__EXERCISE AIM__
Look over the lines below. Report each one that includes the string "full".

** START OF SUPPLIED INFORMATION **

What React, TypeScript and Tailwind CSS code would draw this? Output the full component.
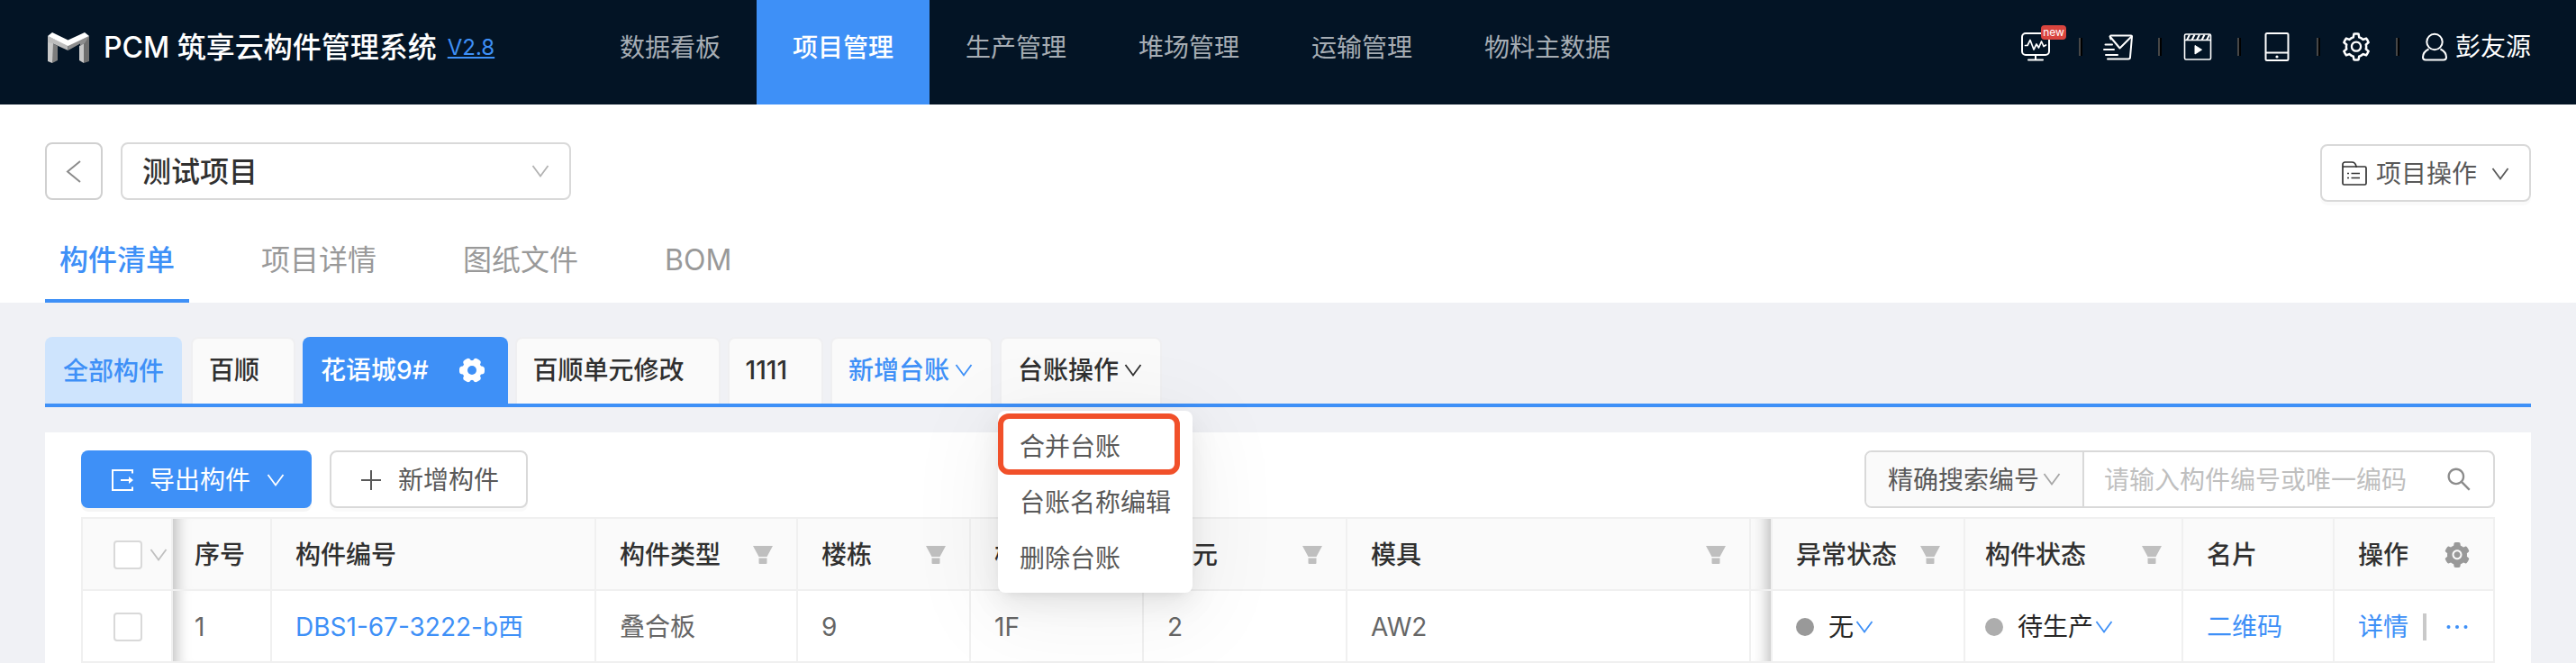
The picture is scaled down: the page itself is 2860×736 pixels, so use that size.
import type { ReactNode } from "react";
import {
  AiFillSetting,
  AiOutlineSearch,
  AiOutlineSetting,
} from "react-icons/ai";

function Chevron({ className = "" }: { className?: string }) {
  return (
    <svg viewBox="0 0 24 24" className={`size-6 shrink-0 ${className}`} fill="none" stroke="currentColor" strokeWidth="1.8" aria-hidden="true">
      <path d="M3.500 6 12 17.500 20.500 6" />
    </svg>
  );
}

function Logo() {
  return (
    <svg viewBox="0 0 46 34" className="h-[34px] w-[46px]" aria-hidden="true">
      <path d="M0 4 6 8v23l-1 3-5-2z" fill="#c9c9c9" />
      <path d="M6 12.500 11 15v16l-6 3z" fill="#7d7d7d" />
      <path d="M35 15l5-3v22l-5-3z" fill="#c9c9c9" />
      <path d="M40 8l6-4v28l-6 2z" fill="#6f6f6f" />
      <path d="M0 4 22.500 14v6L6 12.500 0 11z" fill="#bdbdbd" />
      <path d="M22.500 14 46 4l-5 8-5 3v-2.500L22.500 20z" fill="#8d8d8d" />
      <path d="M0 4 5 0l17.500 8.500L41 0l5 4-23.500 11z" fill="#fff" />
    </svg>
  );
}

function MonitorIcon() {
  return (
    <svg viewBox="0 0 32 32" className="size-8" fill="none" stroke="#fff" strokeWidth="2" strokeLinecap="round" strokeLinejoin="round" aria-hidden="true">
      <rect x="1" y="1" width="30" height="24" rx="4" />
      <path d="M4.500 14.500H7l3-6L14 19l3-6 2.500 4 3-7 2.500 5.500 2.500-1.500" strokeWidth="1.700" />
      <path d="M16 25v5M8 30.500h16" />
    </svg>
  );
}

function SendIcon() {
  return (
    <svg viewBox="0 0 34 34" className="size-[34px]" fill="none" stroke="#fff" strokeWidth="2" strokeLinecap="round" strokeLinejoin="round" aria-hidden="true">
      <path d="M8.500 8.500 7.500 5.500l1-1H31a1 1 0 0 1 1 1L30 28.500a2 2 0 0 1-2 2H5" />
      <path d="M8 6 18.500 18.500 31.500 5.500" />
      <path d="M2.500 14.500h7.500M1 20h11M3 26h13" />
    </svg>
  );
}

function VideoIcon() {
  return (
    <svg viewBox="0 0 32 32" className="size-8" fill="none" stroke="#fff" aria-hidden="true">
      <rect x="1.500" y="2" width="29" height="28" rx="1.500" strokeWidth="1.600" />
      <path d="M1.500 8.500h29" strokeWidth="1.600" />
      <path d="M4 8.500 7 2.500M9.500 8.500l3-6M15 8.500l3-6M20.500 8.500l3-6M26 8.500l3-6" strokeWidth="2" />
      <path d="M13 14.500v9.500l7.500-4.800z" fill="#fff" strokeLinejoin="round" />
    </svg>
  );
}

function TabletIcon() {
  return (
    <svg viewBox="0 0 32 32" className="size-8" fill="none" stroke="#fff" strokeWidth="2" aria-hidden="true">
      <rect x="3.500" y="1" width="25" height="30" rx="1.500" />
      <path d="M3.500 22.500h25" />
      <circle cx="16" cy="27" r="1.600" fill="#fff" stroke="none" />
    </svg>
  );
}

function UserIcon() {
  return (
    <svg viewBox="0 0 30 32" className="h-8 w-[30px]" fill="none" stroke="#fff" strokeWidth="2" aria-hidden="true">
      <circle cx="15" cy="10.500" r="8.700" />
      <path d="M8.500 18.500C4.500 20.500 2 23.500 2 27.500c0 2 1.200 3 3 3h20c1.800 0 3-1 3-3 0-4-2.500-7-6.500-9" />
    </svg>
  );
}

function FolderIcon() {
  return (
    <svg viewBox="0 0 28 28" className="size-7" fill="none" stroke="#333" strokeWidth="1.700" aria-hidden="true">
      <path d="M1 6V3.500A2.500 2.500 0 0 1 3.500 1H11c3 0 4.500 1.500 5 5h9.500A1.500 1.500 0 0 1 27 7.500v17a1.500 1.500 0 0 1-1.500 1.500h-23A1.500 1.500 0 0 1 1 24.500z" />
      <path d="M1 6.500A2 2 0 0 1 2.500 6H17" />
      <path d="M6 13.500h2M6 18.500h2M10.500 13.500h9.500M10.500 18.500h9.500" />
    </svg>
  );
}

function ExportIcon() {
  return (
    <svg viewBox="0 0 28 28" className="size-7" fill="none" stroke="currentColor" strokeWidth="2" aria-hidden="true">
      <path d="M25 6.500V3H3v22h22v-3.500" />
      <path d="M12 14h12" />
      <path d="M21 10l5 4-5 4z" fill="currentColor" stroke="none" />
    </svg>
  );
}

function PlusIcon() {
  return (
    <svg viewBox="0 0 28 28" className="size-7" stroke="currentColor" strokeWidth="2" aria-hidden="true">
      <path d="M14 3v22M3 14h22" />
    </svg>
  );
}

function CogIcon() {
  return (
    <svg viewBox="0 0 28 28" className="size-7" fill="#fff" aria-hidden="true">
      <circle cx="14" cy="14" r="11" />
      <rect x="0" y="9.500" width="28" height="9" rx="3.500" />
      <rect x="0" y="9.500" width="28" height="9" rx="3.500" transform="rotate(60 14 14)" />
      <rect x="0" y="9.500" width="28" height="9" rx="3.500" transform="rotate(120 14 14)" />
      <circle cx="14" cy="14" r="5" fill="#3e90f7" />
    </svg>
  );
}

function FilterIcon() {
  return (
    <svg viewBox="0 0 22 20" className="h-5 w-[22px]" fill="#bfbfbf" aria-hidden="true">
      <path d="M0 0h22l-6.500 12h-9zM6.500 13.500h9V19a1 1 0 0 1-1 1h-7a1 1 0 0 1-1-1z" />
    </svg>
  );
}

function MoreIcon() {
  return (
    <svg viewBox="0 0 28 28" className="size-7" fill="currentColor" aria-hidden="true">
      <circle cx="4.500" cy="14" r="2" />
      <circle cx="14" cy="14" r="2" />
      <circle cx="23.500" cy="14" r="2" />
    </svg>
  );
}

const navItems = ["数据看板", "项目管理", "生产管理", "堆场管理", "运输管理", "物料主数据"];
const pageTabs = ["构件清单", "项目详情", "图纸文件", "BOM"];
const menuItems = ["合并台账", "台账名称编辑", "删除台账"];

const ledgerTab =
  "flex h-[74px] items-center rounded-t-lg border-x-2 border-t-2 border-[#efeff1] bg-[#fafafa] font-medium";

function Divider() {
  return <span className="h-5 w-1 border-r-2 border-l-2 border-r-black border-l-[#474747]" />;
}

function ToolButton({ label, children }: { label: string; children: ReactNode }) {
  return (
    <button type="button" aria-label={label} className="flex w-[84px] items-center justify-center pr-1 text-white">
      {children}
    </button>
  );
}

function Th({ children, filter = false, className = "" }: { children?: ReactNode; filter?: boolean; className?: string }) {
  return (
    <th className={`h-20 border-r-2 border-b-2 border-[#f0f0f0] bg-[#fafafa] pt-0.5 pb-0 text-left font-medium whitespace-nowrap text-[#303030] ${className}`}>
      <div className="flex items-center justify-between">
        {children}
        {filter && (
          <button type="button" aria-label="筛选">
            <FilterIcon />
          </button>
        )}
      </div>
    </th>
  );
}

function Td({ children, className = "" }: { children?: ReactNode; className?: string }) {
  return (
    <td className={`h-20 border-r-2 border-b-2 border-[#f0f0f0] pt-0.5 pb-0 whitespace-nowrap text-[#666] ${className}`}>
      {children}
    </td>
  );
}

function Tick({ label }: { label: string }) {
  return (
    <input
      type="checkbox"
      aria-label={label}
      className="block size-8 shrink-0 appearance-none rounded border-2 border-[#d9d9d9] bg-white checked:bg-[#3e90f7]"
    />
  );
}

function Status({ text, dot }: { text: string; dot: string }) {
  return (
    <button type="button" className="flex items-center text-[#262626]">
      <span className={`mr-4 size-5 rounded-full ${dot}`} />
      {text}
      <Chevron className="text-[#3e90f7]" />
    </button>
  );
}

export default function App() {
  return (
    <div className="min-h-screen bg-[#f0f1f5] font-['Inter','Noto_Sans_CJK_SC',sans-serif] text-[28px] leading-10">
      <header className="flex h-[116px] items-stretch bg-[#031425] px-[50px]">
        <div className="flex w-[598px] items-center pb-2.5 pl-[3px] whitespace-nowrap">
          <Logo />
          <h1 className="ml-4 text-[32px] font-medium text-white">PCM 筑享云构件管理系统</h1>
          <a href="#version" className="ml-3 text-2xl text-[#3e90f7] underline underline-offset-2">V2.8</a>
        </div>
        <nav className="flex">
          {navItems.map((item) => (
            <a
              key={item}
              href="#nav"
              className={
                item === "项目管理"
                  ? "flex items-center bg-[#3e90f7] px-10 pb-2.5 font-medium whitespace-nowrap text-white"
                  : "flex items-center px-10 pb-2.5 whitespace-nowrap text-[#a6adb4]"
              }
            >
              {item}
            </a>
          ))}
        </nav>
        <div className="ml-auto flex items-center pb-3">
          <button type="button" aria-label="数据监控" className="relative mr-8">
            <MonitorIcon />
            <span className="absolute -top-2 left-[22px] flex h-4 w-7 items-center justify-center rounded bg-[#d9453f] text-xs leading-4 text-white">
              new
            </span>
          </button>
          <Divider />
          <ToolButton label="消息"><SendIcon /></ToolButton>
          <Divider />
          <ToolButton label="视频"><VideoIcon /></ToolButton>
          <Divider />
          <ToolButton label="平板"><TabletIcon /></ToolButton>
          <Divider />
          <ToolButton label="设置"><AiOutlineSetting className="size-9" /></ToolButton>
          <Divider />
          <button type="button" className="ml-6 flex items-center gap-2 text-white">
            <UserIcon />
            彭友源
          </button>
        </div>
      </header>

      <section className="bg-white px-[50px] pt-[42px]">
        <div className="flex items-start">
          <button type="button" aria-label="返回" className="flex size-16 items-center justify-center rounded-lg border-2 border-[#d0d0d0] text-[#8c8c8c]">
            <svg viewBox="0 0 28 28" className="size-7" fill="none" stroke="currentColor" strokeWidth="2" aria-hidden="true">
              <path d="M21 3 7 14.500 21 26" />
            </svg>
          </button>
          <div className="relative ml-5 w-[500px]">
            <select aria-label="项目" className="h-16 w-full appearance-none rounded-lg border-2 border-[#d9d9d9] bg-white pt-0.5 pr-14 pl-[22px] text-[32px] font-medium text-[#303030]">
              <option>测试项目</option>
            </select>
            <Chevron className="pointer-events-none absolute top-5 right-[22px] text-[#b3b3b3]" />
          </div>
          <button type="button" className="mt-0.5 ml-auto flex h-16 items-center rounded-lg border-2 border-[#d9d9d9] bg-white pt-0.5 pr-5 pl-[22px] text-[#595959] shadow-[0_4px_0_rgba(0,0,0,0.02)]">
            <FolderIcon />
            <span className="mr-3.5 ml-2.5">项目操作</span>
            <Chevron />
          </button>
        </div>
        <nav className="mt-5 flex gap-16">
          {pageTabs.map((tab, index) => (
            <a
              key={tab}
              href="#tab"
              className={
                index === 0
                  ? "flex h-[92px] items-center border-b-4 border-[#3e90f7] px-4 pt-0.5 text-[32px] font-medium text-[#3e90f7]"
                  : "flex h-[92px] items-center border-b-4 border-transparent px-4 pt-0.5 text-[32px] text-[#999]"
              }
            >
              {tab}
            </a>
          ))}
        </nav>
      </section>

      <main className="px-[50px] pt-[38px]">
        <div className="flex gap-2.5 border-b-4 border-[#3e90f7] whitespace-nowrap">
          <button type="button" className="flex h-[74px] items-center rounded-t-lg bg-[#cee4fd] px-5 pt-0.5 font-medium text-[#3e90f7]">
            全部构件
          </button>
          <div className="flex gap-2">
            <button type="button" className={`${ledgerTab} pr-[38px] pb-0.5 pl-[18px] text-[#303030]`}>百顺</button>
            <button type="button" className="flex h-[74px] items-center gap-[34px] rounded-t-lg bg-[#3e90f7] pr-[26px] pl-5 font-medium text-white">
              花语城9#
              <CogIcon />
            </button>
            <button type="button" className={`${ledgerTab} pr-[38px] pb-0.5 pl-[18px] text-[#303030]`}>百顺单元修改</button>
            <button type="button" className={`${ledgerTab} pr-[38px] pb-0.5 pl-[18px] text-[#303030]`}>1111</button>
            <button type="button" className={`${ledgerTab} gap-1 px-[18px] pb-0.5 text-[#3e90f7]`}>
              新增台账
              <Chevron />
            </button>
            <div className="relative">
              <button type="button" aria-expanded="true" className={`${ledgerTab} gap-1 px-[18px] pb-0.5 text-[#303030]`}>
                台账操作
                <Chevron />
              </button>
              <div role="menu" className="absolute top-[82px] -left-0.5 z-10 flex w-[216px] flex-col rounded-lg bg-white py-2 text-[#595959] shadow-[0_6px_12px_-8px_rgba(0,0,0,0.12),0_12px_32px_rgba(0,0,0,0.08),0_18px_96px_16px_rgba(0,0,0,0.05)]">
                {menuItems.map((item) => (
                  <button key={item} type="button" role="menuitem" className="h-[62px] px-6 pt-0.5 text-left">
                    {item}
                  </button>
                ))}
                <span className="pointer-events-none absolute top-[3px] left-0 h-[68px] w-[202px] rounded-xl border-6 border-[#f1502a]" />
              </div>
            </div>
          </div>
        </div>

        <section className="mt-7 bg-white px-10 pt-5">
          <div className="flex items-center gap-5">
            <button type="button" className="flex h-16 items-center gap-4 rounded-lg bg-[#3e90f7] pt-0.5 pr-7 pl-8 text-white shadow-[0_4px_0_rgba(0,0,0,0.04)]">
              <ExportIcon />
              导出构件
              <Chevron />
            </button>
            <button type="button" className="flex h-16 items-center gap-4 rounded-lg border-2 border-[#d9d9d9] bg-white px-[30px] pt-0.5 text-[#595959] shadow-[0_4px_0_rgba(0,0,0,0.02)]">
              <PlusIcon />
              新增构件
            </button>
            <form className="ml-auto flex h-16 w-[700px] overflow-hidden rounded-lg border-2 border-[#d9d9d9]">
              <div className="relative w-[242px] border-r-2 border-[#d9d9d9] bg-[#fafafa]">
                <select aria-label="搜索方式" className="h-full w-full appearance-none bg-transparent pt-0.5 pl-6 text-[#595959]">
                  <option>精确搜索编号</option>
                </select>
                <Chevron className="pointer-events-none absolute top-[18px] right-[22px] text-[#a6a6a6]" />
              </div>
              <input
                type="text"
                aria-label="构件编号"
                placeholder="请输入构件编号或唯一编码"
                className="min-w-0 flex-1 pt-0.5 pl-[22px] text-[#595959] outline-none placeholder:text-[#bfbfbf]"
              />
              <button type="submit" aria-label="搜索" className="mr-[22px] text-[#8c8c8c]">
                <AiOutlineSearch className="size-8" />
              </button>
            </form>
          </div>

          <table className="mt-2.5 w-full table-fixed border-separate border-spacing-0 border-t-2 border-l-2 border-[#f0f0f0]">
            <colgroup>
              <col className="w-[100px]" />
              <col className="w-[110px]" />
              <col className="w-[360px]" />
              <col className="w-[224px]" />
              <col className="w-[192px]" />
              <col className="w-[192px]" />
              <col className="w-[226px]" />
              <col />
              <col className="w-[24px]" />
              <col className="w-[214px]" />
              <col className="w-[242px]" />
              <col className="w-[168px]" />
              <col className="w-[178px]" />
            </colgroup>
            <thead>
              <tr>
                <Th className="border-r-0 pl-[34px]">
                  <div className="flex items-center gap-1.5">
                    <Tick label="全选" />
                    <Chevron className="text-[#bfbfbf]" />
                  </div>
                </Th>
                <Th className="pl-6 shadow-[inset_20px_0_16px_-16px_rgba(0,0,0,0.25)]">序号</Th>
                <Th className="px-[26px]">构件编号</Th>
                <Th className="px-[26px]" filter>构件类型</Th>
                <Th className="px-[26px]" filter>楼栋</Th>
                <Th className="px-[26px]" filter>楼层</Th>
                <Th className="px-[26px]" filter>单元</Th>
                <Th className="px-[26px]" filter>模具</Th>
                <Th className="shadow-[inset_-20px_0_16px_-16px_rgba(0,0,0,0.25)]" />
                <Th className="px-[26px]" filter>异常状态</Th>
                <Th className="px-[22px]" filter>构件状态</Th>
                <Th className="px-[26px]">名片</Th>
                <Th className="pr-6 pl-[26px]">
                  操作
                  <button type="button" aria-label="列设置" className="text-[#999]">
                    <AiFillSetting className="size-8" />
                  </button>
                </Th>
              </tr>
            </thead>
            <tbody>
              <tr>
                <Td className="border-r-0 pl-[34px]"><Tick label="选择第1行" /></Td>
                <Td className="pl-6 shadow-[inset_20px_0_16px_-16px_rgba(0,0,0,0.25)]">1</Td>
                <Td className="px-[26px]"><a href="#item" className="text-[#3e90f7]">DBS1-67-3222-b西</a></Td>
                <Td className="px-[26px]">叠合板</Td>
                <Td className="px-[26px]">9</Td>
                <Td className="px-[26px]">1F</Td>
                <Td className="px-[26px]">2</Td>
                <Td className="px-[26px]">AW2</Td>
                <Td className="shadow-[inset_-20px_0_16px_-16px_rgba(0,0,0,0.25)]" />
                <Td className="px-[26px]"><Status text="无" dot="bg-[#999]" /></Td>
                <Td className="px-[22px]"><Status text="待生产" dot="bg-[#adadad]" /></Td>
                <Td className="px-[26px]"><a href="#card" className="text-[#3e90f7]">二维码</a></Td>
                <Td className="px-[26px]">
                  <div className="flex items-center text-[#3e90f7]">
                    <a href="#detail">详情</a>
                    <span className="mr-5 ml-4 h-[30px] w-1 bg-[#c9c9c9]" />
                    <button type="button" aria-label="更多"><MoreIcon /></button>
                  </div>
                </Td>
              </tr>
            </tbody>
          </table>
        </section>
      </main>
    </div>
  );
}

** END OF SUPPLIED INFORMATION **

__WRITTEN ANSWER__
What React, TypeScript and Tailwind CSS code would draw this? Output the full component.
      <span className={`mr-4 size-5 rounded-full ${dot}`} />
            <select aria-label="项目" className="h-16 w-full appearance-none rounded-lg border-2 border-[#d9d9d9] bg-white pt-0.5 pr-14 pl-[22px] text-[32px] font-medium text-[#303030]">
                <select aria-label="搜索方式" className="h-full w-full appearance-none bg-transparent pt-0.5 pl-6 text-[#595959]">
          <table className="mt-2.5 w-full table-fixed border-separate border-spacing-0 border-t-2 border-l-2 border-[#f0f0f0]">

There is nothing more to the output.